Exercise instructions: Retype the lines beneath this one, from the first through the line containing "absolute; inset: 0;". Pictures are left out.

☆ ☆ ☆ ☆ ☆ ☆ ☆

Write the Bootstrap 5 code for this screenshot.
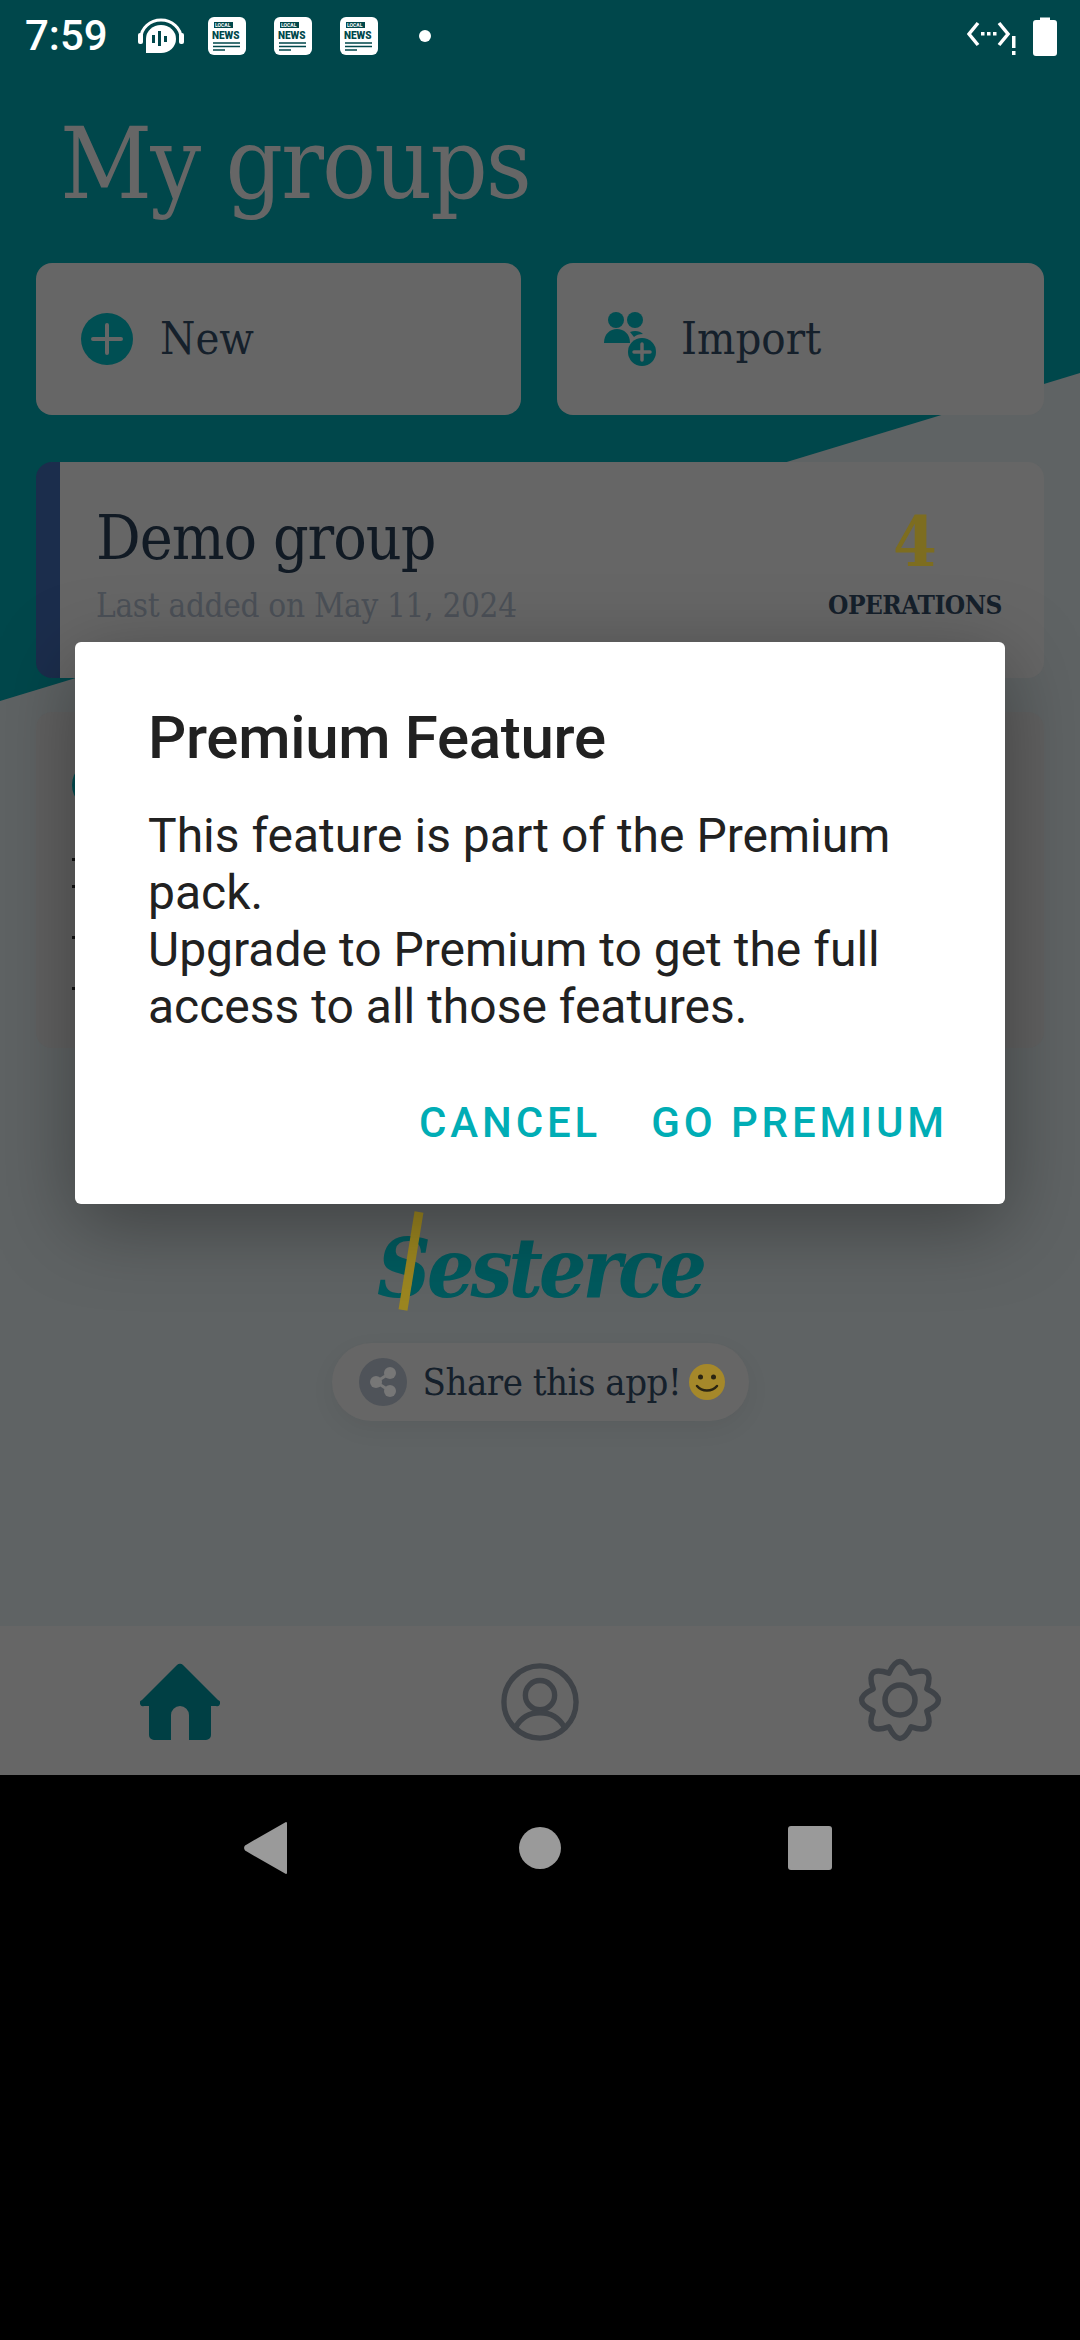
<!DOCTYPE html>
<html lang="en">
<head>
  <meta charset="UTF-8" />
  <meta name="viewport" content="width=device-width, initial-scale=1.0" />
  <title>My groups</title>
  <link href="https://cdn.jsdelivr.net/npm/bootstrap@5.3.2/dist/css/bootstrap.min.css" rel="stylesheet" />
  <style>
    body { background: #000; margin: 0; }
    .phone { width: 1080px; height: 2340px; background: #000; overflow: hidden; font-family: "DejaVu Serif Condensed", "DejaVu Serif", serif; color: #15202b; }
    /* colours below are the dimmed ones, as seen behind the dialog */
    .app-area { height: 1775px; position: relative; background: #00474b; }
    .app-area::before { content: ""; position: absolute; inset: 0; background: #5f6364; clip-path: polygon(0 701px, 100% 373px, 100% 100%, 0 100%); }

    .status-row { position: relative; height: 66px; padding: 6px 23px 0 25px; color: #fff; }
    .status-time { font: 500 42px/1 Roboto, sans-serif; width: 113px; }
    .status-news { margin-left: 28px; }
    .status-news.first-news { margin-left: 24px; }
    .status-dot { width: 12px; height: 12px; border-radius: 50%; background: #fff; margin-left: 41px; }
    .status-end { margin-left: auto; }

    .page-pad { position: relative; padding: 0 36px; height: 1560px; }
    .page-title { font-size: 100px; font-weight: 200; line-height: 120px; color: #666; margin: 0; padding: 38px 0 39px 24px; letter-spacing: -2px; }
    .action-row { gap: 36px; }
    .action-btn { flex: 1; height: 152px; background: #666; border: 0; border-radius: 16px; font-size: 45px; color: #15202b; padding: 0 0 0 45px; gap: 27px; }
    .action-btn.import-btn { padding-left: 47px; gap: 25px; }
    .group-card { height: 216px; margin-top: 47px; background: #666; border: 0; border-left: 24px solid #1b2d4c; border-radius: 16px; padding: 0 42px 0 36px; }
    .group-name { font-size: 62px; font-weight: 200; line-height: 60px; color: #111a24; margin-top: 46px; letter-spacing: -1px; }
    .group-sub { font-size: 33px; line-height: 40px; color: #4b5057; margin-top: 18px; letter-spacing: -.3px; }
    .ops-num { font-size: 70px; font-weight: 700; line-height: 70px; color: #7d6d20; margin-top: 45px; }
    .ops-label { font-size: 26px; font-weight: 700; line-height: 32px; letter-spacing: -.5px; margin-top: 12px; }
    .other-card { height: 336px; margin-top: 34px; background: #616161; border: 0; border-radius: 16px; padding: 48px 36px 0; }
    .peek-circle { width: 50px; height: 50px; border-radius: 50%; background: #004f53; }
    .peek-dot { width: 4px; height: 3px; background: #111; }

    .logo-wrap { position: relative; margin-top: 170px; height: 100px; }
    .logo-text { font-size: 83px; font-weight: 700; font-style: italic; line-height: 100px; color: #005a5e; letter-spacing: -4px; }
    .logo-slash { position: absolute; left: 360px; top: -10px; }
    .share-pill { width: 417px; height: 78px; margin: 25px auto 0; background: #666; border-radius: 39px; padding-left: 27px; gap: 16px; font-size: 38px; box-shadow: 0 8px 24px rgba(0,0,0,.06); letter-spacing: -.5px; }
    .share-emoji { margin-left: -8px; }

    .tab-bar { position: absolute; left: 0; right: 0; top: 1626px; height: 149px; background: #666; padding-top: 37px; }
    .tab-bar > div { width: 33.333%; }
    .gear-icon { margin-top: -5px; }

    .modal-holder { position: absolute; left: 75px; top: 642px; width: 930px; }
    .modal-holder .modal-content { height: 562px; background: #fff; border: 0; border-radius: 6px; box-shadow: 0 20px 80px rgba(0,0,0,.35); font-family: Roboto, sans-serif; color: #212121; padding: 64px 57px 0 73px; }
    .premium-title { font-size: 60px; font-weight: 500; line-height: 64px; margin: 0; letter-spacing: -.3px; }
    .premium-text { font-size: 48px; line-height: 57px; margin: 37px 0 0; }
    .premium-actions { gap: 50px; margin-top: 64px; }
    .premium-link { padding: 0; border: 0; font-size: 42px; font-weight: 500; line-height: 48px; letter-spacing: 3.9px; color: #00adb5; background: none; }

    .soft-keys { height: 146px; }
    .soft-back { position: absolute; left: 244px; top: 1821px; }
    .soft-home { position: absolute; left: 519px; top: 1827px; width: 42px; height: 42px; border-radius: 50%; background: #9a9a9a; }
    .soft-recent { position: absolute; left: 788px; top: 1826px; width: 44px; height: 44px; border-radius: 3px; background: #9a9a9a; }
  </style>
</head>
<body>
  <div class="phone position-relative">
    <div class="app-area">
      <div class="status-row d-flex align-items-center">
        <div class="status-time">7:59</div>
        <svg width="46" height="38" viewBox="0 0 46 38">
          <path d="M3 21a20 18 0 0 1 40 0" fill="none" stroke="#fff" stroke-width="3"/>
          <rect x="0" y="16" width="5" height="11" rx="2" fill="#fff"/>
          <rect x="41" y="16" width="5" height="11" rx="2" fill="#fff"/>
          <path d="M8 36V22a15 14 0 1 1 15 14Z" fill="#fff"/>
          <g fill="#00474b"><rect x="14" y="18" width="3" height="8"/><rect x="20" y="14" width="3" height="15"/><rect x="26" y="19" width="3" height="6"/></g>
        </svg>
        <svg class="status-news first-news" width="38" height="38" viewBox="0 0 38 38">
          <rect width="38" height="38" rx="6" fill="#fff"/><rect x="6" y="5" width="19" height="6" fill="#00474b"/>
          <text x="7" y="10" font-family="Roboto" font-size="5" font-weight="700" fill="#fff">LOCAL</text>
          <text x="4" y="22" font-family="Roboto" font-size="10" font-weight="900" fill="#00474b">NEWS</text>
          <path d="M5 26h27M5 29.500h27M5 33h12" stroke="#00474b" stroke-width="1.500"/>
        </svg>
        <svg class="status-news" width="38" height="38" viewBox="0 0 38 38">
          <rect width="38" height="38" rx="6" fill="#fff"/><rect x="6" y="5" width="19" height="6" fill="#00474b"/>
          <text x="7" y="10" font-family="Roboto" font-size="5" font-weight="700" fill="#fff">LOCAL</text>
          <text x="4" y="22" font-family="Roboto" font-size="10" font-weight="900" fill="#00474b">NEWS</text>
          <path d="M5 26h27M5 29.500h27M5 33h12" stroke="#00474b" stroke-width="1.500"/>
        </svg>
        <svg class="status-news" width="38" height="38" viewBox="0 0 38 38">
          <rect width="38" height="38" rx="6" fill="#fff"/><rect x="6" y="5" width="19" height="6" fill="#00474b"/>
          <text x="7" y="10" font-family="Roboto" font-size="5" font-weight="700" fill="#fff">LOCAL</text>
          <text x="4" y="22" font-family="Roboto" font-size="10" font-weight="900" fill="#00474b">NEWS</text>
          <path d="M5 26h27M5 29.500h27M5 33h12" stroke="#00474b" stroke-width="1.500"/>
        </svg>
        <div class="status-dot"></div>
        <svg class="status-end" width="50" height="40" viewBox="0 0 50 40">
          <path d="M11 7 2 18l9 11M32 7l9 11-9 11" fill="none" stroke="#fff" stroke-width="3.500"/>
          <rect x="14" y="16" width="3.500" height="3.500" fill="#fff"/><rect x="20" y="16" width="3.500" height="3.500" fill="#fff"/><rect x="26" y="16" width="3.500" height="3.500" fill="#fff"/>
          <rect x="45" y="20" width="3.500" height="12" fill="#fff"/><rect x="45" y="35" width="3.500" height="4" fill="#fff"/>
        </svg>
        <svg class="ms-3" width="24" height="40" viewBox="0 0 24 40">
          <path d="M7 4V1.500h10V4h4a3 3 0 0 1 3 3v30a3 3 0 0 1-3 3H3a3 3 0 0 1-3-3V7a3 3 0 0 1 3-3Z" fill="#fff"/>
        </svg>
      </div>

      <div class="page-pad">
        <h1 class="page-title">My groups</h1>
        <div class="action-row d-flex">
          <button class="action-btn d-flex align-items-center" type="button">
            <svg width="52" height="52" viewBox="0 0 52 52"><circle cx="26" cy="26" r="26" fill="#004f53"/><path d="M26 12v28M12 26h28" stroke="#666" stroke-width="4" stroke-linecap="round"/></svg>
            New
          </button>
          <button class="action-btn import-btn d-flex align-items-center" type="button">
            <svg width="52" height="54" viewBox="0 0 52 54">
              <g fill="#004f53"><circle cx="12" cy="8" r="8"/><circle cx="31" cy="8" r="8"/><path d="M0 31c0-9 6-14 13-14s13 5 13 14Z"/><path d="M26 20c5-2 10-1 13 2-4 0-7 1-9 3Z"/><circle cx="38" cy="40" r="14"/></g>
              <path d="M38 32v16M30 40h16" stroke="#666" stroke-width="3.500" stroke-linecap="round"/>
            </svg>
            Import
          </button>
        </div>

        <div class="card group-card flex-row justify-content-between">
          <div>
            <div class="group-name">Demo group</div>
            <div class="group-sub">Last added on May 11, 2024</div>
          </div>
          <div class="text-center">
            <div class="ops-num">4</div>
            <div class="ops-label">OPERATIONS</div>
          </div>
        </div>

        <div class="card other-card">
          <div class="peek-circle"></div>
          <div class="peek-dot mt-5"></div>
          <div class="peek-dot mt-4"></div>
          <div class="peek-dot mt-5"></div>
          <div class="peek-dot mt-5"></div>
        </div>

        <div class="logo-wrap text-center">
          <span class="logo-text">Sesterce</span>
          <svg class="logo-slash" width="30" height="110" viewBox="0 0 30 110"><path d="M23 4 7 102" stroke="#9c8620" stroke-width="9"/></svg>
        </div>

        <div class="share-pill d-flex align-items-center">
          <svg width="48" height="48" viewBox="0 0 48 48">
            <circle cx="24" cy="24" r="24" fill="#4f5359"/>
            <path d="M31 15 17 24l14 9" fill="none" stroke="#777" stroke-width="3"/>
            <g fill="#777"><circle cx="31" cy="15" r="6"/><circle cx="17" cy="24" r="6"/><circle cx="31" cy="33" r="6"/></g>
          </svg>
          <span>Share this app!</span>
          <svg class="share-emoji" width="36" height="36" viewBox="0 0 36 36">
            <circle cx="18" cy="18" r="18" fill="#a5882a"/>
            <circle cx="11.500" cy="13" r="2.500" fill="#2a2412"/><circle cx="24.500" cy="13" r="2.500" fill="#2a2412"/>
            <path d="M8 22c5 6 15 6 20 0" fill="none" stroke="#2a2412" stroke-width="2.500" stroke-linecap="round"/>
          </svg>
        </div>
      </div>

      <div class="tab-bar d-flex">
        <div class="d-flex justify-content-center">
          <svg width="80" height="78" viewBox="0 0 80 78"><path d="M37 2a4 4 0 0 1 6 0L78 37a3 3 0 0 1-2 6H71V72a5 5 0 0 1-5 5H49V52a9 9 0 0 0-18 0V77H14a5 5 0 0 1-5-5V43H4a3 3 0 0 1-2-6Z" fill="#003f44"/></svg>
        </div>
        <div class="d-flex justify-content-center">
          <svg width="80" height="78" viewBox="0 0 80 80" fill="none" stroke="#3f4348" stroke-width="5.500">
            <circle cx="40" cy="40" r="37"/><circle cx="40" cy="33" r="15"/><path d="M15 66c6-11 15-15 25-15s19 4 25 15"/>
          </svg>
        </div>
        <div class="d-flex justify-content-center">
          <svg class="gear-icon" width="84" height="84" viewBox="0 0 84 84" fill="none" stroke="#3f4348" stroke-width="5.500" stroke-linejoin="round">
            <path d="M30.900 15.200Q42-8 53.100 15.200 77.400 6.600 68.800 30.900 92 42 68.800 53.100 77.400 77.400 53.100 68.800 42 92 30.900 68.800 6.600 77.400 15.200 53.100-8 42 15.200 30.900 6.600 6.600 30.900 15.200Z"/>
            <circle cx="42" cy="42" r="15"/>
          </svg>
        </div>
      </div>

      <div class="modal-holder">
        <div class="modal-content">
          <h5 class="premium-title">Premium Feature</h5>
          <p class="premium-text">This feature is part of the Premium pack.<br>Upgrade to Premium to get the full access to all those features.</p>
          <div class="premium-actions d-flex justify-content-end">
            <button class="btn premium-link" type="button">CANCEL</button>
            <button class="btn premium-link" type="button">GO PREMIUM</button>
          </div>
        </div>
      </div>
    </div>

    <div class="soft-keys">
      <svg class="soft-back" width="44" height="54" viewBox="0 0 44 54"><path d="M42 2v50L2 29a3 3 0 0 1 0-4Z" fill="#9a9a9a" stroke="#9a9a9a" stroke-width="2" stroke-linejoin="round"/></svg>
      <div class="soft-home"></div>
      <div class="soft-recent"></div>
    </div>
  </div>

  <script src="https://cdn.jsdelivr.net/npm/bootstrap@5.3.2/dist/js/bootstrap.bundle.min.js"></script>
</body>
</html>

☆ ☆ ☆ ☆ ☆ ☆ ☆

Correct response:
Write the Bootstrap 5 code for this screenshot.
<!DOCTYPE html>
<html lang="en">
<head>
  <meta charset="UTF-8" />
  <meta name="viewport" content="width=device-width, initial-scale=1.0" />
  <title>My groups</title>
  <link href="https://cdn.jsdelivr.net/npm/bootstrap@5.3.2/dist/css/bootstrap.min.css" rel="stylesheet" />
  <style>
    body { background: #000; margin: 0; }
    .phone { width: 1080px; height: 2340px; background: #000; overflow: hidden; font-family: "DejaVu Serif Condensed", "DejaVu Serif", serif; color: #15202b; }
    /* colours below are the dimmed ones, as seen behind the dialog */
    .app-area { height: 1775px; position: relative; background: #00474b; }
    .app-area::before { content: ""; position: absolute; inset: 0; background: #5f6364; clip-path: polygon(0 701px, 100% 373px, 100% 100%, 0 100%); }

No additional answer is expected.